2. The compass as in claim 1 wherein the very wide angle lens is a
fisheye lens.
3. The compass as in claim 1 wherein said precise location is
provided in terms of latitude and longitude.
4. The compass as in claim 1 wherein said timing means is accurate
to within about 5 seconds.
5. The compass as in claim 1 wherein said astronomical coordinates
are elevation and azimuth.
6. The compass as in claim 1 wherein said computer is programmed
with an algorithm for converting arcs produced over a period of
time of more five minutes by a single unknown celestial object into
elevation an azimuth.
Description
[0001] The present invention claims the benefit of Provisional
Patent Application Ser. No. 60/739,350, filed Nov. 23, 2005.
BACKGROUND OF THE INVENTION
[0002] The precise location of a target, viewed from an observation
position on or near the surface of the earth can be made with the
measurement of three coordinates; elevation (i.e. the direction of
the vertical of the observation position, azimuth (i.e. the
horizontal direction to the target, and range (i.e. the distance to
the target). Elevation at the observation position can easily be
found by using an inclinometer. Inclinometers with accuracies of
about 10 micro-radians are available from suppliers such as Jewell
Instruments with offices in Manchester, N.H. The cost of these
inclinometers typically are in the range of about $2,000. Range can
be determined with a laser rangefinder. Laser rangefinders with
accuracies in the range of about 1 meter are available from
suppliers such as Ratheon and the cost of these instruments is in
the range of about $5,000. The true azimuth position is more
difficult, if high precision is required. Magnetic compasses are
typically accurate to only one degree, and the presence of steel or
other local disturbances will often reduce accuracy to several
degrees. Therefore, if positioning of a target depends on the use
of a magnetic compass, substantial position errors would likely
result.
[0003] The position of celestial objects at any time at any place
on earth is known with extremely high accuracy. These celestial
objects include all recognizable stars and planets, the sun and the
moon. Celestial objects also include visible man-made satellites.

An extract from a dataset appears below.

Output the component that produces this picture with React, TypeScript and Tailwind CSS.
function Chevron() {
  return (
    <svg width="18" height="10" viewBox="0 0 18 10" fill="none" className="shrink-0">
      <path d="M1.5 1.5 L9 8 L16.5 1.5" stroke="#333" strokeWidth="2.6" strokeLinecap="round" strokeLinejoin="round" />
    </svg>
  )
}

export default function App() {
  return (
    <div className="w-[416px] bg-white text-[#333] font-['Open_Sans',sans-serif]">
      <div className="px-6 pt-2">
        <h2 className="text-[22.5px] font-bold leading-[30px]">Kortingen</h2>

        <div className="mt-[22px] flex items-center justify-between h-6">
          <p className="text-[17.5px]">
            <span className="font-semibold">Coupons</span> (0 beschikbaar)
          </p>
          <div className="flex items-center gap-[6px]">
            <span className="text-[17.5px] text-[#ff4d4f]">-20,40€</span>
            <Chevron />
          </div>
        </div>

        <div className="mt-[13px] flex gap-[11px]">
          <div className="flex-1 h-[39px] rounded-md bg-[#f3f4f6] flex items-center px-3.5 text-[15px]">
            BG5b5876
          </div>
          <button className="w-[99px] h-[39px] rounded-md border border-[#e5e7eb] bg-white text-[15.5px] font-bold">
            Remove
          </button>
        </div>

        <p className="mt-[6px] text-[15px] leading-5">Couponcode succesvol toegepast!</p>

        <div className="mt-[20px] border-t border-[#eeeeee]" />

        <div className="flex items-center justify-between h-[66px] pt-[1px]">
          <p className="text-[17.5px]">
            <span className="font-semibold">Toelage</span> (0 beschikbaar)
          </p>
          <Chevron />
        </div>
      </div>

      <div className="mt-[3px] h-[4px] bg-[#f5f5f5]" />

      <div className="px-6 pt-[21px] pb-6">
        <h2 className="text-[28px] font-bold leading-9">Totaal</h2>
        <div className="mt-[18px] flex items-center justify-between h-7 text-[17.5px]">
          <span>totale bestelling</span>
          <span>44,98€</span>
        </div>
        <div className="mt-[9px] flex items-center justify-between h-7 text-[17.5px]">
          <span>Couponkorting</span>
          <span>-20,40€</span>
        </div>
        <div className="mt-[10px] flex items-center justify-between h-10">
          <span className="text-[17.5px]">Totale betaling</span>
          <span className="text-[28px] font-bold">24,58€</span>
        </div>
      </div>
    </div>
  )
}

Computer programs with astronomical algorithms are available that
can be used to calculate the positions of any of these celestial
objects at anytime for any position on or near the surface of the
earth. Star pattern recognition computer programs are available in
the prior art.
[0004] Accurate positioning of the celestial objects depends only
on a precise knowledge of the latitude and longitude position and
on the date and the precise time of observation. Latitude and
longitude generally can be determined easily with precision of less
than one meter with available maps or with global positioning
equipment. These computer programs are described in several good
text books including Astronomical Algorithms by Jean Meeus,
published by Willmann-Bell with offices in Richmond Va. Techniques
for using the programs to determine the positions of the celestial
objects are clearly described in this reference. Programs such as
these are used to provide planetarium programs such as "The Sky"
available from Software Bisque and "Guide" available from Project
Pluto.
[0005] Fisheye lenses are lenses with a highly curved protruding
front that enables it to cover a solid angle of about 180 degrees.
It provides a circular image with barrel distortion.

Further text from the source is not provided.